Description of the task → Write out the listing, please, but only from its first line through the line containing "const SMALL = '9px'", exactly as given and without pictures.
***** Information shown *****
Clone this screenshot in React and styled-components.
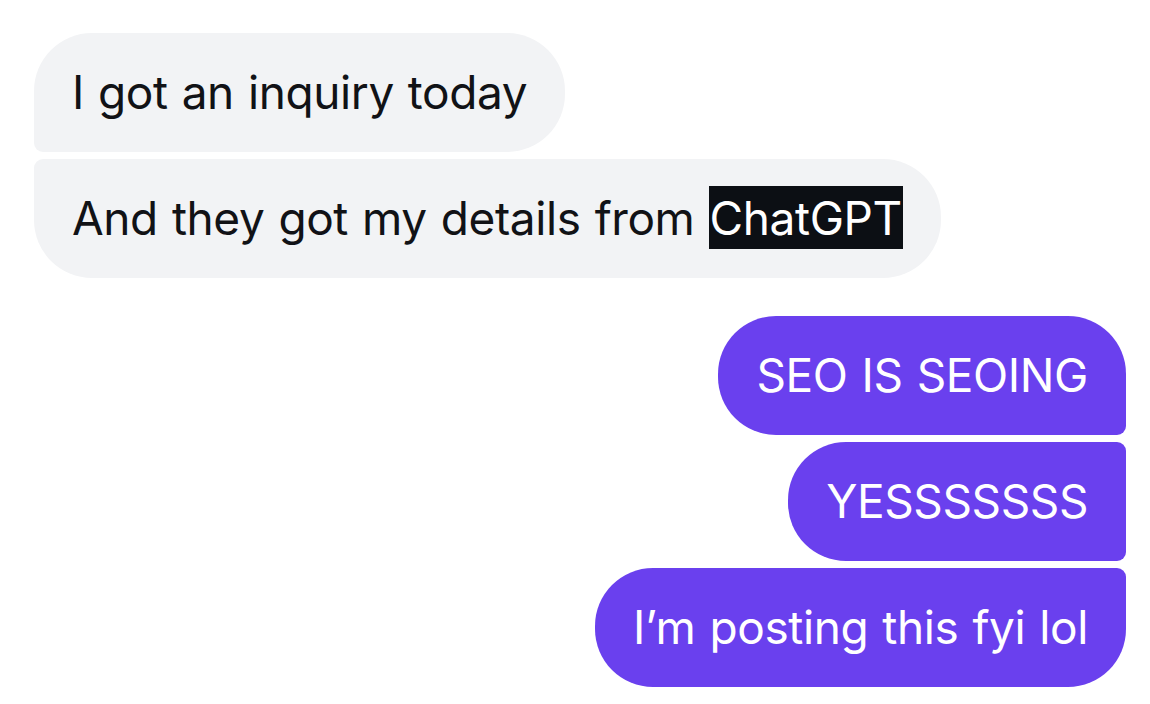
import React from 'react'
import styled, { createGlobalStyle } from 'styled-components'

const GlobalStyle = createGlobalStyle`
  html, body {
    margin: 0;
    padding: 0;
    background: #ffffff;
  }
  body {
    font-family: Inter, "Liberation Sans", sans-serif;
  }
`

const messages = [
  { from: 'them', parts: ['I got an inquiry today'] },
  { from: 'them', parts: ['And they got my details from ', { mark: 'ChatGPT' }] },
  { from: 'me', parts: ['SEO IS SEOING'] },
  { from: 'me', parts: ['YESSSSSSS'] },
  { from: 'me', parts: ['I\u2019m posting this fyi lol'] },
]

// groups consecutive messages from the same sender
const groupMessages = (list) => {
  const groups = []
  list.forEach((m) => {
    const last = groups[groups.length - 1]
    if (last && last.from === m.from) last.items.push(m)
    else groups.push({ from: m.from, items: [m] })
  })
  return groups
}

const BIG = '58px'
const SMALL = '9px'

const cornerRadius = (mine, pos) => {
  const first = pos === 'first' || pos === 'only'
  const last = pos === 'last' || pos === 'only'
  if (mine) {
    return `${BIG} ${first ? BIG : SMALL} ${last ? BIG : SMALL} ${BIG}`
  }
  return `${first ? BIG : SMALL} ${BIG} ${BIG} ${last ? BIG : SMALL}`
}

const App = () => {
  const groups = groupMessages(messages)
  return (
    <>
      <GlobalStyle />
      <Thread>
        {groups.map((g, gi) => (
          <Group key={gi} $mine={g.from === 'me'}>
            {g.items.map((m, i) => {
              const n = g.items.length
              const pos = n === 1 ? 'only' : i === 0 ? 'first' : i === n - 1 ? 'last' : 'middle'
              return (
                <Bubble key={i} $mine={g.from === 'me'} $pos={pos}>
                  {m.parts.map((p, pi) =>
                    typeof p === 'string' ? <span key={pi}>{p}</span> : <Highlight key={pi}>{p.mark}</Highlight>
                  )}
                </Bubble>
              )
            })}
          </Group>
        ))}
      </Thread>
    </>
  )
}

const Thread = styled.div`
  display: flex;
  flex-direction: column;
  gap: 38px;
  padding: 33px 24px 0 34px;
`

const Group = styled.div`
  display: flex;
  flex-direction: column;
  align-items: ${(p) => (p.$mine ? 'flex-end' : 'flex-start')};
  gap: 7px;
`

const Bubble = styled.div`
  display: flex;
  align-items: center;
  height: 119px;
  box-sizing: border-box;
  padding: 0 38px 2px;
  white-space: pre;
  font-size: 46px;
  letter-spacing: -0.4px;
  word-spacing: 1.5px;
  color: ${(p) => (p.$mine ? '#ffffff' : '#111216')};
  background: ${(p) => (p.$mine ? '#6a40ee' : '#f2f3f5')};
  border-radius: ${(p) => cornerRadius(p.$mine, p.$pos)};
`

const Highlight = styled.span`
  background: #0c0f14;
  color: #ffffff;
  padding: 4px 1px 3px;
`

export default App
*****
Worked solution →
Clone this screenshot in React and styled-components.
import React from 'react'
import styled, { createGlobalStyle } from 'styled-components'

const GlobalStyle = createGlobalStyle`
  html, body {
    margin: 0;
    padding: 0;
    background: #ffffff;
  }
  body {
    font-family: Inter, "Liberation Sans", sans-serif;
  }
`

const messages = [
  { from: 'them', parts: ['I got an inquiry today'] },
  { from: 'them', parts: ['And they got my details from ', { mark: 'ChatGPT' }] },
  { from: 'me', parts: ['SEO IS SEOING'] },
  { from: 'me', parts: ['YESSSSSSS'] },
  { from: 'me', parts: ['I\u2019m posting this fyi lol'] },
]

// groups consecutive messages from the same sender
const groupMessages = (list) => {
  const groups = []
  list.forEach((m) => {
    const last = groups[groups.length - 1]
    if (last && last.from === m.from) last.items.push(m)
    else groups.push({ from: m.from, items: [m] })
  })
  return groups
}

const BIG = '58px'
const SMALL = '9px'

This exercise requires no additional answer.